WHAT THE EXERCISE ASKS | Quote all of the entries word for word.

++++ AVAILABLE RECORDS ++++

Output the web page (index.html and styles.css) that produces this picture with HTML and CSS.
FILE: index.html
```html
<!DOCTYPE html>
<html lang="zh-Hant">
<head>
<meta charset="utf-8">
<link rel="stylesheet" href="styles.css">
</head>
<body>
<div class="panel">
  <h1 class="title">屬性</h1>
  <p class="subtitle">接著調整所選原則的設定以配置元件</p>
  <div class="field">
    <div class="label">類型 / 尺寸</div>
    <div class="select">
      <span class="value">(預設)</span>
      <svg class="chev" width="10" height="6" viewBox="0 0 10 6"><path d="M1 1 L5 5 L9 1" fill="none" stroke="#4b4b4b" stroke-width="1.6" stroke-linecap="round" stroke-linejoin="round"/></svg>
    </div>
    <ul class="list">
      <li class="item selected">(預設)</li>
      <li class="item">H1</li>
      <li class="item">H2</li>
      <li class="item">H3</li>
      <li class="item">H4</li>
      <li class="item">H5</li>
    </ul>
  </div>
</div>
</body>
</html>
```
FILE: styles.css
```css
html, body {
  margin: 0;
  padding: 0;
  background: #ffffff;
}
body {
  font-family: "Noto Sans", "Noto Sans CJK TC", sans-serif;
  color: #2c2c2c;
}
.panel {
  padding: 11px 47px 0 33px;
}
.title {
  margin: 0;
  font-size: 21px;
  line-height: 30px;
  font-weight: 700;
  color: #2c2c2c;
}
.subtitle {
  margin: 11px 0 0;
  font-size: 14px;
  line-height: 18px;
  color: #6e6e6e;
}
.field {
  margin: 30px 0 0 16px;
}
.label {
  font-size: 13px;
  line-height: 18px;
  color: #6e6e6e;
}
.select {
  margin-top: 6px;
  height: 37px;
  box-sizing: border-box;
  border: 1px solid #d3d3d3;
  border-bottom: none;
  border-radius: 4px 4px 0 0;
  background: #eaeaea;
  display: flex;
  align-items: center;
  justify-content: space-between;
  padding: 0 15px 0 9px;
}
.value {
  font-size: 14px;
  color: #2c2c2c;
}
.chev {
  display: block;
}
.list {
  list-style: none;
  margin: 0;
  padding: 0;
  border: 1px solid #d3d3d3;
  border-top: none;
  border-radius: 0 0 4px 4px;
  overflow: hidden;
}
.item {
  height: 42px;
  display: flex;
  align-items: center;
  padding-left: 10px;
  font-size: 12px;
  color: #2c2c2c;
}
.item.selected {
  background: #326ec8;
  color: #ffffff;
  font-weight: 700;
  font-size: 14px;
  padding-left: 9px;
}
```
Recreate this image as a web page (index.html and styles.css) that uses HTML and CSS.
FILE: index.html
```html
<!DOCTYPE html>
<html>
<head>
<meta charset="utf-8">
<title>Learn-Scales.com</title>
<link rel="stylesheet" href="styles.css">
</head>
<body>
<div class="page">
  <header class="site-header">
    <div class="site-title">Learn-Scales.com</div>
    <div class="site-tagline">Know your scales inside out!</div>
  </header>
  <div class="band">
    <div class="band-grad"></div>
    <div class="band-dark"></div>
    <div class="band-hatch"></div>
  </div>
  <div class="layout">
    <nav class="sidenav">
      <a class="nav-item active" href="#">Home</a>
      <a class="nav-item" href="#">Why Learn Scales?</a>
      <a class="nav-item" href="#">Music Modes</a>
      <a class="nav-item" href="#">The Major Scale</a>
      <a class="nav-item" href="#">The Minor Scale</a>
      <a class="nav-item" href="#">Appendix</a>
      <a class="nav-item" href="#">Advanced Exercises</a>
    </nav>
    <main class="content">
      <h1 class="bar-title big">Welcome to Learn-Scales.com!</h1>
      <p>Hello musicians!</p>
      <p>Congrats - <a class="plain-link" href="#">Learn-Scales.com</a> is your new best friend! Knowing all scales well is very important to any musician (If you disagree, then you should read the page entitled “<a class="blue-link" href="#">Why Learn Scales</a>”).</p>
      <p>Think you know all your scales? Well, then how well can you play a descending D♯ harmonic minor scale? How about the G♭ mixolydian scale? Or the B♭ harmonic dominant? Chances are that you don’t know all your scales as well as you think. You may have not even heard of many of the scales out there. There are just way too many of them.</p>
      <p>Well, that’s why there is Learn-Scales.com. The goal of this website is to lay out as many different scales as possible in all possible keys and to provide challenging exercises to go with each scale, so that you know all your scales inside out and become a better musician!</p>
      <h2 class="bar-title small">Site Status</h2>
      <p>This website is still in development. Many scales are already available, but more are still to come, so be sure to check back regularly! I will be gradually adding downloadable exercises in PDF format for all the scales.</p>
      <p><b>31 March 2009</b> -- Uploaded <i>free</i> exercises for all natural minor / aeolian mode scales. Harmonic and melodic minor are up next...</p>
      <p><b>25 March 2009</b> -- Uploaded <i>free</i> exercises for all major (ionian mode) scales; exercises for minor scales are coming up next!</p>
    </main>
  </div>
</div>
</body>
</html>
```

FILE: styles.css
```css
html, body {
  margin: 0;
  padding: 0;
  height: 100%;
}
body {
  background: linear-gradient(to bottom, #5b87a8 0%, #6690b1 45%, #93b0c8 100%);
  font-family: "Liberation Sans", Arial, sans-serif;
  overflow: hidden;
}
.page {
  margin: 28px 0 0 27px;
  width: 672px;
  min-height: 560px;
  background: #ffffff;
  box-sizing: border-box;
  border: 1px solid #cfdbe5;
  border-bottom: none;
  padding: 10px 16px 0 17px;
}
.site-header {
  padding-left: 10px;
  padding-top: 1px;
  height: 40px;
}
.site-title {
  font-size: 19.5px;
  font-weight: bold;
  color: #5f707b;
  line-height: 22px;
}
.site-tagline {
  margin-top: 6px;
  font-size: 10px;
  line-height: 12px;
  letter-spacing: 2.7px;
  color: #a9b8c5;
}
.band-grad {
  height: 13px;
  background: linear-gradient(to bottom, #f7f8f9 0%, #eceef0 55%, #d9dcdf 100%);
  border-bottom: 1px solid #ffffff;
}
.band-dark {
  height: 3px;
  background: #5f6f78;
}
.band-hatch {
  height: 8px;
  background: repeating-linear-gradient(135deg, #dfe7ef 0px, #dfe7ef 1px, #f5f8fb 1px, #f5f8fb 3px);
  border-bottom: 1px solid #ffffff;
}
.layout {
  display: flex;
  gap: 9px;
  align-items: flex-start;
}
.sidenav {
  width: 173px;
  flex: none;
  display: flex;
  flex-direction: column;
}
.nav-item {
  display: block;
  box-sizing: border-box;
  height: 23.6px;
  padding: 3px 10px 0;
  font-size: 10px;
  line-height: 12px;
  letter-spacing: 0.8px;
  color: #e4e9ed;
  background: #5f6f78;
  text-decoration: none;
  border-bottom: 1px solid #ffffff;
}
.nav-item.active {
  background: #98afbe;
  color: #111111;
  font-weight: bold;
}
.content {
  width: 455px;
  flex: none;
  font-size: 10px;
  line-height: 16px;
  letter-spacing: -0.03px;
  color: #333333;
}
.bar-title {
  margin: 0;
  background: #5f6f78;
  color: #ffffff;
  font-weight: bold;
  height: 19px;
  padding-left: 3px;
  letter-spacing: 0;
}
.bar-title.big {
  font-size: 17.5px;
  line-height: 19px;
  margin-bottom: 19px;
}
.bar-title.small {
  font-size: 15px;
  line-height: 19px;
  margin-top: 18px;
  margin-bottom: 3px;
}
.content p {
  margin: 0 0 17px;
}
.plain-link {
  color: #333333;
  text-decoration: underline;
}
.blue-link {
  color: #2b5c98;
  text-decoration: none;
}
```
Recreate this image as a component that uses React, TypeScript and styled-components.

++++

WRITTEN RESPONSE |
Output the web page (index.html and styles.css) that produces this picture with HTML and CSS.
FILE: index.html
```html
<!DOCTYPE html>
<html lang="zh-Hant">
<head>
<meta charset="utf-8">
<link rel="stylesheet" href="styles.css">
</head>
<body>
<div class="panel">
  <h1 class="title">屬性</h1>
  <p class="subtitle">接著調整所選原則的設定以配置元件</p>
  <div class="field">
    <div class="label">類型 / 尺寸</div>
    <div class="select">
      <span class="value">(預設)</span>
      <svg class="chev" width="10" height="6" viewBox="0 0 10 6"><path d="M1 1 L5 5 L9 1" fill="none" stroke="#4b4b4b" stroke-width="1.6" stroke-linecap="round" stroke-linejoin="round"/></svg>
    </div>
    <ul class="list">
      <li class="item selected">(預設)</li>
      <li class="item">H1</li>
      <li class="item">H2</li>
      <li class="item">H3</li>
      <li class="item">H4</li>
      <li class="item">H5</li>
    </ul>
  </div>
</div>
</body>
</html>
```
FILE: styles.css
```css
html, body {
  margin: 0;
  padding: 0;
  background: #ffffff;
}
body {
  font-family: "Noto Sans", "Noto Sans CJK TC", sans-serif;
  color: #2c2c2c;
}
.panel {
  padding: 11px 47px 0 33px;
}
.title {
  margin: 0;
  font-size: 21px;
  line-height: 30px;
  font-weight: 700;
  color: #2c2c2c;
}
.subtitle {
  margin: 11px 0 0;
  font-size: 14px;
  line-height: 18px;
  color: #6e6e6e;
}
.field {
  margin: 30px 0 0 16px;
}
.label {
  font-size: 13px;
  line-height: 18px;
  color: #6e6e6e;
}
.select {
  margin-top: 6px;
  height: 37px;
  box-sizing: border-box;
  border: 1px solid #d3d3d3;
  border-bottom: none;
  border-radius: 4px 4px 0 0;
  background: #eaeaea;
  display: flex;
  align-items: center;
  justify-content: space-between;
  padding: 0 15px 0 9px;
}
.value {
  font-size: 14px;
  color: #2c2c2c;
}
.chev {
  display: block;
}
.list {
  list-style: none;
  margin: 0;
  padding: 0;
  border: 1px solid #d3d3d3;
  border-top: none;
  border-radius: 0 0 4px 4px;
  overflow: hidden;
}
.item {
  height: 42px;
  display: flex;
  align-items: center;
  padding-left: 10px;
  font-size: 12px;
  color: #2c2c2c;
}
.item.selected {
  background: #326ec8;
  color: #ffffff;
  font-weight: 700;
  font-size: 14px;
  padding-left: 9px;
}
```
Recreate this image as a web page (index.html and styles.css) that uses HTML and CSS.
FILE: index.html
```html
<!DOCTYPE html>
<html>
<head>
<meta charset="utf-8">
<title>Learn-Scales.com</title>
<link rel="stylesheet" href="styles.css">
</head>
<body>
<div class="page">
  <header class="site-header">
    <div class="site-title">Learn-Scales.com</div>
    <div class="site-tagline">Know your scales inside out!</div>
  </header>
  <div class="band">
    <div class="band-grad"></div>
    <div class="band-dark"></div>
    <div class="band-hatch"></div>
  </div>
  <div class="layout">
    <nav class="sidenav">
      <a class="nav-item active" href="#">Home</a>
      <a class="nav-item" href="#">Why Learn Scales?</a>
      <a class="nav-item" href="#">Music Modes</a>
      <a class="nav-item" href="#">The Major Scale</a>
      <a class="nav-item" href="#">The Minor Scale</a>
      <a class="nav-item" href="#">Appendix</a>
      <a class="nav-item" href="#">Advanced Exercises</a>
    </nav>
    <main class="content">
      <h1 class="bar-title big">Welcome to Learn-Scales.com!</h1>
      <p>Hello musicians!</p>
      <p>Congrats - <a class="plain-link" href="#">Learn-Scales.com</a> is your new best friend! Knowing all scales well is very important to any musician (If you disagree, then you should read the page entitled “<a class="blue-link" href="#">Why Learn Scales</a>”).</p>
      <p>Think you know all your scales? Well, then how well can you play a descending D♯ harmonic minor scale? How about the G♭ mixolydian scale? Or the B♭ harmonic dominant? Chances are that you don’t know all your scales as well as you think. You may have not even heard of many of the scales out there. There are just way too many of them.</p>
      <p>Well, that’s why there is Learn-Scales.com. The goal of this website is to lay out as many different scales as possible in all possible keys and to provide challenging exercises to go with each scale, so that you know all your scales inside out and become a better musician!</p>
      <h2 class="bar-title small">Site Status</h2>
      <p>This website is still in development. Many scales are already available, but more are still to come, so be sure to check back regularly! I will be gradually adding downloadable exercises in PDF format for all the scales.</p>
      <p><b>31 March 2009</b> -- Uploaded <i>free</i> exercises for all natural minor / aeolian mode scales. Harmonic and melodic minor are up next...</p>
      <p><b>25 March 2009</b> -- Uploaded <i>free</i> exercises for all major (ionian mode) scales; exercises for minor scales are coming up next!</p>
    </main>
  </div>
</div>
</body>
</html>
```

FILE: styles.css
```css
html, body {
  margin: 0;
  padding: 0;
  height: 100%;
}
body {
  background: linear-gradient(to bottom, #5b87a8 0%, #6690b1 45%, #93b0c8 100%);
  font-family: "Liberation Sans", Arial, sans-serif;
  overflow: hidden;
}
.page {
  margin: 28px 0 0 27px;
  width: 672px;
  min-height: 560px;
  background: #ffffff;
  box-sizing: border-box;
  border: 1px solid #cfdbe5;
  border-bottom: none;
  padding: 10px 16px 0 17px;
}
.site-header {
  padding-left: 10px;
  padding-top: 1px;
  height: 40px;
}
.site-title {
  font-size: 19.5px;
  font-weight: bold;
  color: #5f707b;
  line-height: 22px;
}
.site-tagline {
  margin-top: 6px;
  font-size: 10px;
  line-height: 12px;
  letter-spacing: 2.7px;
  color: #a9b8c5;
}
.band-grad {
  height: 13px;
  background: linear-gradient(to bottom, #f7f8f9 0%, #eceef0 55%, #d9dcdf 100%);
  border-bottom: 1px solid #ffffff;
}
.band-dark {
  height: 3px;
  background: #5f6f78;
}
.band-hatch {
  height: 8px;
  background: repeating-linear-gradient(135deg, #dfe7ef 0px, #dfe7ef 1px, #f5f8fb 1px, #f5f8fb 3px);
  border-bottom: 1px solid #ffffff;
}
.layout {
  display: flex;
  gap: 9px;
  align-items: flex-start;
}
.sidenav {
  width: 173px;
  flex: none;
  display: flex;
  flex-direction: column;
}
.nav-item {
  display: block;
  box-sizing: border-box;
  height: 23.6px;
  padding: 3px 10px 0;
  font-size: 10px;
  line-height: 12px;
  letter-spacing: 0.8px;
  color: #e4e9ed;
  background: #5f6f78;
  text-decoration: none;
  border-bottom: 1px solid #ffffff;
}
.nav-item.active {
  background: #98afbe;
  color: #111111;
  font-weight: bold;
}
.content {
  width: 455px;
  flex: none;
  font-size: 10px;
  line-height: 16px;
  letter-spacing: -0.03px;
  color: #333333;
}
.bar-title {
  margin: 0;
  background: #5f6f78;
  color: #ffffff;
  font-weight: bold;
  height: 19px;
  padding-left: 3px;
  letter-spacing: 0;
}
.bar-title.big {
  font-size: 17.5px;
  line-height: 19px;
  margin-bottom: 19px;
}
.bar-title.small {
  font-size: 15px;
  line-height: 19px;
  margin-top: 18px;
  margin-bottom: 3px;
}
.content p {
  margin: 0 0 17px;
}
.plain-link {
  color: #333333;
  text-decoration: underline;
}
.blue-link {
  color: #2b5c98;
  text-decoration: none;
}
```
Recreate this image as a component that uses React, TypeScript and styled-components.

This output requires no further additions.